# Start of GIVEN DATA
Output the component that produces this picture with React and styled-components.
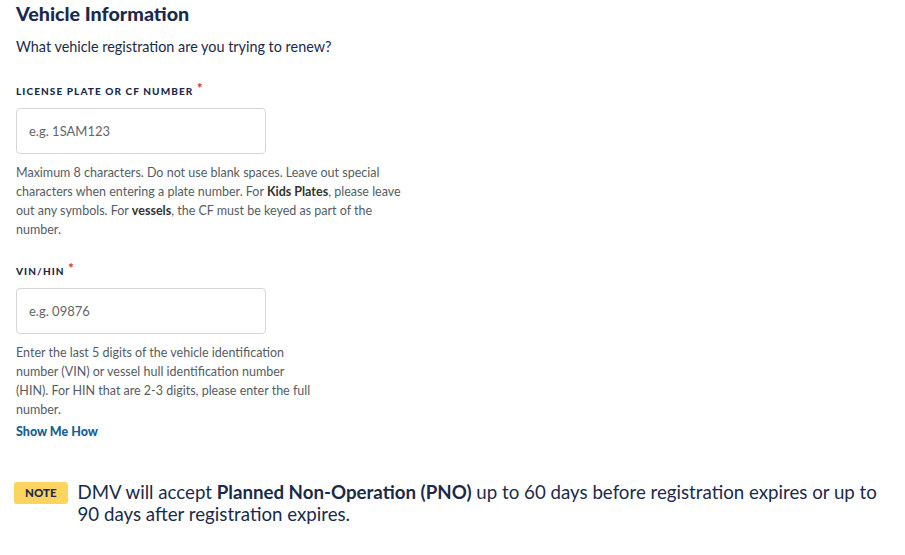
import styled, { createGlobalStyle } from 'styled-components';

const GlobalStyle = createGlobalStyle`
	body {
		margin: 0;
		background: #ffffff;
		font-family: Lato, 'Noto Sans', sans-serif;
		color: #1b2a4a;
	}
`;

function App() {
	return (
		<Page>
			<GlobalStyle />
			<Title>Vehicle Information</Title>
			<Intro>What vehicle registration are you trying to renew?</Intro>

			<Field>
				<Label>
					License Plate or CF Number <Required>*</Required>
				</Label>
				<Input placeholder='e.g. 1SAM123' />
				<Help $width={395}>
					Maximum 8 characters. Do not use blank spaces. Leave out special
					characters when entering a plate number. For <b>Kids Plates</b>, please
					leave out any symbols. For <b>vessels</b>, the CF must be keyed as part
					of the number.
				</Help>
			</Field>

			<Field $gap={24}>
				<Label>
					VIN/HIN <Required>*</Required>
				</Label>
				<Input placeholder='e.g. 09876' />
				<Help $width={300}>
					Enter the last 5 digits of the vehicle identification number (VIN) or
					vessel hull identification number (HIN). For HIN that are 2-3 digits,
					please enter the full number.
				</Help>
				<HelpLink href='#'>Show Me How</HelpLink>
			</Field>

			<Note>
				<NoteBadge>NOTE</NoteBadge>
				<NoteText>
					DMV will accept <b>Planned Non-Operation (PNO)</b> up to 60 days before
					registration expires or up to 90 days after registration expires.
				</NoteText>
			</Note>
		</Page>
	);
}

export default App;

const Page = styled.div`
	padding: 3px 16px 0 16px;
	display: flex;
	flex-direction: column;
`;
const Title = styled.h2`
	margin: 0;
	font-size: 19.7px;
	font-weight: 900;
	line-height: 22px;
	color: #1b2a4a;
`;
const Intro = styled.p`
	margin: 13px 0 0 0;
	font-size: 14.4px;
	line-height: 18px;
	color: #1b2a4a;
`;
const Field = styled.div`
	display: flex;
	flex-direction: column;
	margin-top: ${(p) => p.$gap ?? 27}px;
`;
const Label = styled.label`
	font-size: 10px;
	font-weight: 900;
	letter-spacing: 1.1px;
	text-transform: uppercase;
	line-height: 14px;
	color: #1b2a4a;
`;
const Required = styled.span`
	color: #d2401e;
	font-size: 13px;
	position: relative;
	top: -2px;
	letter-spacing: 0;
`;
const Input = styled.input`
	box-sizing: border-box;
	margin-top: 10px;
	width: 250px;
	height: 46px;
	padding: 0 12px;
	border: 1px solid #d6d6d6;
	border-radius: 4px;
	font-family: inherit;
	font-size: 13px;
	color: #333;
	&::placeholder {
		color: #666;
	}
`;
const Help = styled.p`
	margin: 9px 0 0 0;
	max-width: ${(p) => p.$width}px;
	font-size: 12.5px;
	line-height: 19px;
	color: #555c66;
	b {
		color: #333;
		font-weight: 700;
	}
`;
const HelpLink = styled.a`
	margin-top: 5px;
	align-self: flex-start;
	font-size: 12.5px;
	font-weight: 900;
	line-height: 16px;
	color: #1a5e8f;
	text-decoration: none;
`;
const Note = styled.div`
	display: flex;
	align-items: flex-start;
	gap: 10px;
	margin-top: 41px;
	margin-left: -2px;
`;
const NoteBadge = styled.span`
	flex: none;
	background: #fdd45e;
	border-radius: 3px;
	padding: 4px 11px;
	font-size: 11.5px;
	font-weight: 900;
	line-height: 14px;
	color: #1b2a4a;
	margin-top: 1px;
`;
const NoteText = styled.p`
	margin: 0;
	font-size: 18.7px;
	line-height: 22px;
	color: #1b2a4a;
	b {
		font-weight: 700;
	}
`;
# End of GIVEN DATA
#### [EXERCISE INSTRUCTIONS]
Identify every line above that includes the word "components", and show those lines.

#### [THE REPLY]
Output the component that produces this picture with React and styled-components.
import styled, { createGlobalStyle } from 'styled-components';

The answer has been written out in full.